Nicole Terez Dutton‘s work has appeared in Callaloo, Ploughshares, 32 Poems, Indiana Review and Salt Hill Journal. Nicole earned an MFA from Brown University and has received fellowships from the Frost Place, the Fine Arts Work Center, Bread Loaf Writers’ Conference, and the Virginia Center for the Creative Arts. Her collection of poems, If One Of Us Should Fall, was selected as the winner of the 2011 Cave Canem Poetry Prize. She lives in Somerville, Massachusetts where she served as the city’s inaugural poet laureate. She teaches in the Solstice Low-Residency MFA Program and is an editor at The Baffler and Transition Magazine.

Kellie Carter Jackson is a 19th century historian in the Department of Africana Studies. Her upcoming book, Force & Freedom: Black Abolitionists and the Politics of Violence (University of Pennsylvania Press), examines the conditions that led some black abolitionists to believe slavery might only be abolished by violent force. Carter Jackson is co-editor of Reconsidering Roots: Race, Politics, & Memory (Athens: University of Georgia Press). Carter Jackson’s essays have been featured in The Atlantic, Transition Magazine, The Conversation, Boston’s NPR Blog Cognoscenti, AAIHS’s Black Perspectives blog, and Quartz, where her article was named one of the top 13 essays of 2014. She has also been interviewed for The New York Times, Al Jazeera International, Slate, The Telegraph, CBC, and Radio One. Carter Jackson also sits on the board for Transition Magazine where other essays of hers have been published.

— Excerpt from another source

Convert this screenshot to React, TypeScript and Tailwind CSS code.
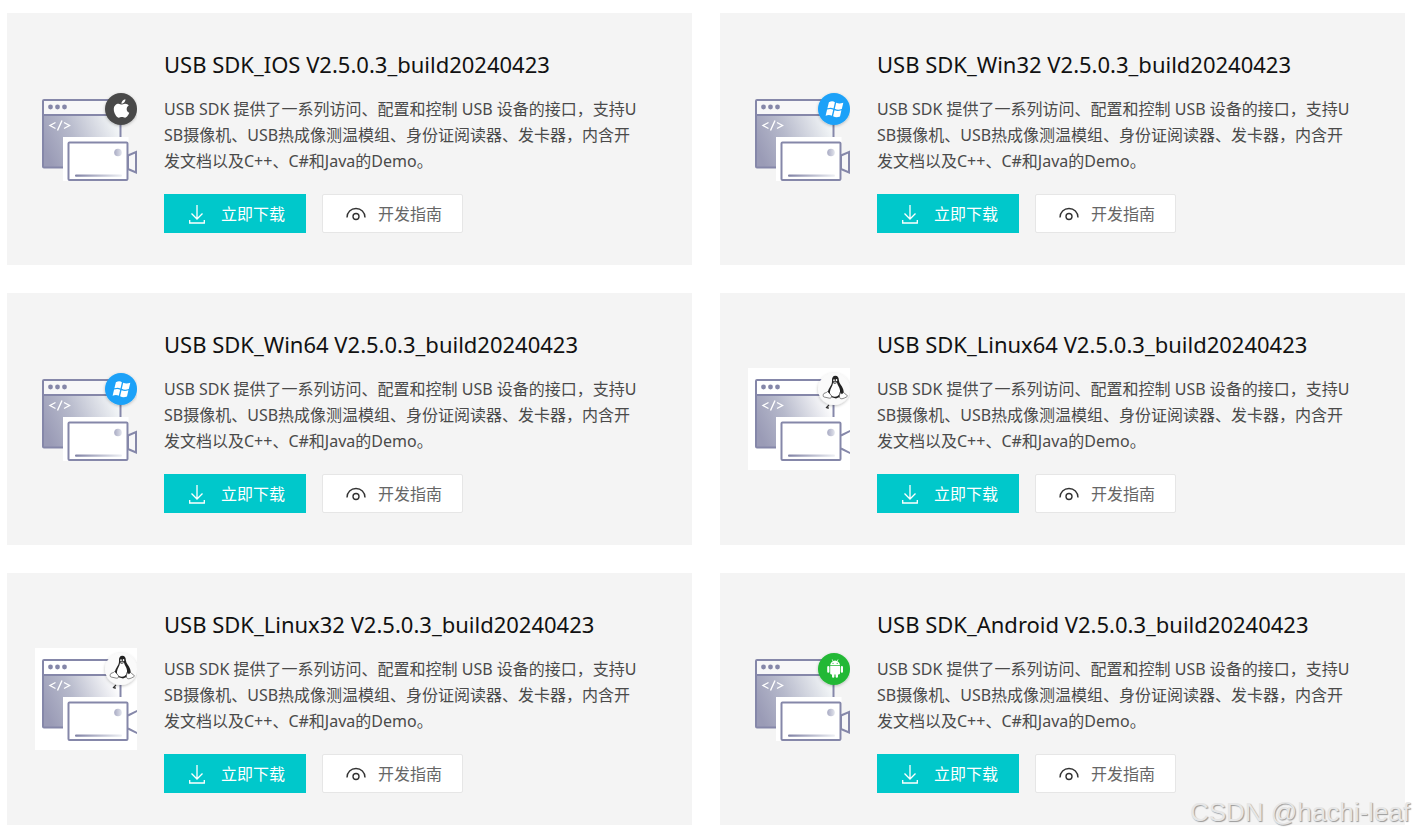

She earned her Ph.D in American History at Columbia University.

L’Merchie Frazier, public fiber and installation artist, innovator, poet and holographer, is Director of Education and Interpretation for the Museum of African American History, Boston/Nantucket. Curating the Museum’s collection/exhibits, she provides place-based education and interdisciplinary history programs, projects and lectures, promoting STEM / STEAM pedagogy, Faculty/ Teachers’ Institutes and the Cross Cultural Classroom. She is adjunct faculty for Pine Manor College, Chestnut Hill, Massachusetts. L’Merchie is a member of Women of Color Quilter’s Network Her fiber works series, The Quilted Chronicles, document history and memory, inclusive of innovative technology. Her selected works are included in several art publications and in the permanent collections of the Museum of Art and Design, the Smithsonian Institute and the White House.